**Exercise details:** Give the number of lines in this listing that contain "index", with no other words.

**Data shown:**

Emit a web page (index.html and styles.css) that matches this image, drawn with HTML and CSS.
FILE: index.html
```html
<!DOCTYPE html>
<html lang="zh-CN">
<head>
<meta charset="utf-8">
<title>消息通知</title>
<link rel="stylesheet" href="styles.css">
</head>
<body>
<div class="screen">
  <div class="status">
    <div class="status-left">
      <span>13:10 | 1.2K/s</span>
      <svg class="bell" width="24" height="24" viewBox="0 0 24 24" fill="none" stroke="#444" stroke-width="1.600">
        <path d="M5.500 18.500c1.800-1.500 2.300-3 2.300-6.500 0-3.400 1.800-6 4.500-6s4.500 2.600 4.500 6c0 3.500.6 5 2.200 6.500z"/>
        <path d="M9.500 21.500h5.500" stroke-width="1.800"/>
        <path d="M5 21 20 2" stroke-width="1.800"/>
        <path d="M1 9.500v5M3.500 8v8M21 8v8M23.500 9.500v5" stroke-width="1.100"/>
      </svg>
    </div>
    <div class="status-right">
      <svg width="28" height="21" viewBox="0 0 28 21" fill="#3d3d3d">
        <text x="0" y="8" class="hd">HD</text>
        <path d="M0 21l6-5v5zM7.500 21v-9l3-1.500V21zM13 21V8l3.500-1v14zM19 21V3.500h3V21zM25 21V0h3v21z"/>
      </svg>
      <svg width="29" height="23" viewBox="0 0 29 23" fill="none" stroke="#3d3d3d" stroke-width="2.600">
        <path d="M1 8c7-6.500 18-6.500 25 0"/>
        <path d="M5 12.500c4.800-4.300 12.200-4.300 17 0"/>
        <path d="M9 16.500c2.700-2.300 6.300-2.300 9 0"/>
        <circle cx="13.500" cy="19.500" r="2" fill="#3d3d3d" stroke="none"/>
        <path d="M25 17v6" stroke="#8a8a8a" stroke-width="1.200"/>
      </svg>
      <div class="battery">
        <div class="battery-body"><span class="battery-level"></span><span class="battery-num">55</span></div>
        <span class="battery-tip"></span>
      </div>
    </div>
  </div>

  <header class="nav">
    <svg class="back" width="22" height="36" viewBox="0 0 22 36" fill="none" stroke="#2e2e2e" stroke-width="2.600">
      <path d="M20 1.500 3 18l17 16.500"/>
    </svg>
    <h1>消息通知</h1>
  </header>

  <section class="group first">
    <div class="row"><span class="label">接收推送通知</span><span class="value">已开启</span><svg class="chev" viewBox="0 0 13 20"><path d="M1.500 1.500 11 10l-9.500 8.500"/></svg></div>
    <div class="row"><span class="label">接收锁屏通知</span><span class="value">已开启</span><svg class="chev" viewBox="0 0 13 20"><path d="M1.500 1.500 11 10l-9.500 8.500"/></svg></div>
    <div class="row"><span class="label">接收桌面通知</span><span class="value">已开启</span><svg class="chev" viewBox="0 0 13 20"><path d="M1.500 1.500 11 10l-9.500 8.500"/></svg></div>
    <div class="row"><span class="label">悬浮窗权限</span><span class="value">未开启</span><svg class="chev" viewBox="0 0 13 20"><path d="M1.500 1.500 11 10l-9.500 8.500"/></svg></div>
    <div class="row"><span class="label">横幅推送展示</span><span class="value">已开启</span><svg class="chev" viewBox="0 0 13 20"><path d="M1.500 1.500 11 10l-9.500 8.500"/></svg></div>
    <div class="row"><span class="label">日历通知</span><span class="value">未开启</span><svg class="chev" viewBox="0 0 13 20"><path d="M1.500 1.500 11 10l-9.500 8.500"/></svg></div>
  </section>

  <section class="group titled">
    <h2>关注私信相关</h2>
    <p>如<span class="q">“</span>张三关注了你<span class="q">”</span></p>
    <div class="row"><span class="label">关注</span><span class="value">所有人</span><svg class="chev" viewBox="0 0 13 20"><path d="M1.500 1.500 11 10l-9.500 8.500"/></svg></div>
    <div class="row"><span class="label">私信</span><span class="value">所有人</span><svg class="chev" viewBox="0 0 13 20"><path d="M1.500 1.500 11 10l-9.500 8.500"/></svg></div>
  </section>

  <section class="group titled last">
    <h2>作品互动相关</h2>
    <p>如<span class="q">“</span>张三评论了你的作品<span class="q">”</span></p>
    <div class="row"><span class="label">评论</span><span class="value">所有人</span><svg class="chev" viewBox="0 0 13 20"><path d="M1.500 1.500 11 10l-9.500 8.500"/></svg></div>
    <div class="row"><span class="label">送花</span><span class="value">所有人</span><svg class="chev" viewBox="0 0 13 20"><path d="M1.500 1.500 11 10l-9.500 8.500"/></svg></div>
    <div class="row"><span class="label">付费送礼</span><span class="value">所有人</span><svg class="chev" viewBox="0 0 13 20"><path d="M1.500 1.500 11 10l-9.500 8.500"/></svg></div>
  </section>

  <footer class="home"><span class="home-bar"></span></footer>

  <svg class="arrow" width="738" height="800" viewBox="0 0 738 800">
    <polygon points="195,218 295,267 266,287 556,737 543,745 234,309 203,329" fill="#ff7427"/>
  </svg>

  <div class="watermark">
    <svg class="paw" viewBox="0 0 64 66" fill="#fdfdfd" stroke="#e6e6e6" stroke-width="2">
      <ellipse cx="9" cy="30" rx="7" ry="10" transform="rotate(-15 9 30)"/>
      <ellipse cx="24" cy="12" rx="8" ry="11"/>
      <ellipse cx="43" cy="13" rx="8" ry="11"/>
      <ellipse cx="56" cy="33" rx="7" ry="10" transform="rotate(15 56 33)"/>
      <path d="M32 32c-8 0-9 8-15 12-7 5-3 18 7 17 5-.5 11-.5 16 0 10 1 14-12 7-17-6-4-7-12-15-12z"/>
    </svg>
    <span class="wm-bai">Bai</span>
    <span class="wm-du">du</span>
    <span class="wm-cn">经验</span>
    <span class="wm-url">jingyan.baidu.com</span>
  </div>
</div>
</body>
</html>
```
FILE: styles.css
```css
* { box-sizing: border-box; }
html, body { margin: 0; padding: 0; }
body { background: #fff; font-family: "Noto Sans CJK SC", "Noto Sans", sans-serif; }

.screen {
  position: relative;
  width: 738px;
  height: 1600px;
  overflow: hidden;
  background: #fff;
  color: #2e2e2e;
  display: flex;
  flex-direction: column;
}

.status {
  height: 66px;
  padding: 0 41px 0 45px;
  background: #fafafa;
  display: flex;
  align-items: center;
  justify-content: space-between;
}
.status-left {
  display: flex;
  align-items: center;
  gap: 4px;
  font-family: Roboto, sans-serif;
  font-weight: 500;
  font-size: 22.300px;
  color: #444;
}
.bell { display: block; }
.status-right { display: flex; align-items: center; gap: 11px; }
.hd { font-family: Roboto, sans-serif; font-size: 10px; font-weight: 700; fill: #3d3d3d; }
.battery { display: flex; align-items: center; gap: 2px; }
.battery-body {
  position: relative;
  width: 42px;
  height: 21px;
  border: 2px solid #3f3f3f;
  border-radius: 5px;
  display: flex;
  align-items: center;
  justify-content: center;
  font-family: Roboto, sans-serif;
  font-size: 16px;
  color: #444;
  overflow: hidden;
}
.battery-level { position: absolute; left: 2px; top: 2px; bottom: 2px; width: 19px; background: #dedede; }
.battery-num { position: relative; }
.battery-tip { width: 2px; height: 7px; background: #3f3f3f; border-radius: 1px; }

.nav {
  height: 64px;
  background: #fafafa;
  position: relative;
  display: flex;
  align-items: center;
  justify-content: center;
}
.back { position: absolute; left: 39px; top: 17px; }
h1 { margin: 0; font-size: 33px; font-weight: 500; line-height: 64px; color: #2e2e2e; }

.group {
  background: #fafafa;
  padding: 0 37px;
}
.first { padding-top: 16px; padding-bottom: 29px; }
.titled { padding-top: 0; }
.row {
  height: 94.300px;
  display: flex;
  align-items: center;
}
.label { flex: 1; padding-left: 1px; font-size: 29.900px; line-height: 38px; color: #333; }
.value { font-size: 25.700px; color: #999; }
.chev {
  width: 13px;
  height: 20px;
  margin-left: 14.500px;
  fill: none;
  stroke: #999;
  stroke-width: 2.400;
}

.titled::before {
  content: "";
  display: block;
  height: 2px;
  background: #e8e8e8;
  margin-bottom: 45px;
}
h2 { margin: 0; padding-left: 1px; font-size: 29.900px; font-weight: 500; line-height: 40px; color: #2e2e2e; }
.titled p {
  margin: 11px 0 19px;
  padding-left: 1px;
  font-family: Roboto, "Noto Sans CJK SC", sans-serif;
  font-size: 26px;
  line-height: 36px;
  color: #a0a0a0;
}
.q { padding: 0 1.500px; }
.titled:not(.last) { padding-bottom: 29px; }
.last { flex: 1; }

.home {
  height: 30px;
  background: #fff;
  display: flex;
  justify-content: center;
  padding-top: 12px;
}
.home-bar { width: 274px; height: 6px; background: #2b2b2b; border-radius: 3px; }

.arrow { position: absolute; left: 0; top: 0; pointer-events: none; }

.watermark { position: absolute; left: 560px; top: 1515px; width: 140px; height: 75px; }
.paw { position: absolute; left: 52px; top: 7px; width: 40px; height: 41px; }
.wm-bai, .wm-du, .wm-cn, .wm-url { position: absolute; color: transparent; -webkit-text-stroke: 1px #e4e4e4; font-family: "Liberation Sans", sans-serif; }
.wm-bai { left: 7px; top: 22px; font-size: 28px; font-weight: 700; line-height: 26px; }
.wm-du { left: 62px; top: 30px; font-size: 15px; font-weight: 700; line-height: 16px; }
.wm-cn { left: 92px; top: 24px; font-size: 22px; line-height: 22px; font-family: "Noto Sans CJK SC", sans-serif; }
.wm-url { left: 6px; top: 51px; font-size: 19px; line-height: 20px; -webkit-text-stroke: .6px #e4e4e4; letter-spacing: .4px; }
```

**The result:** 2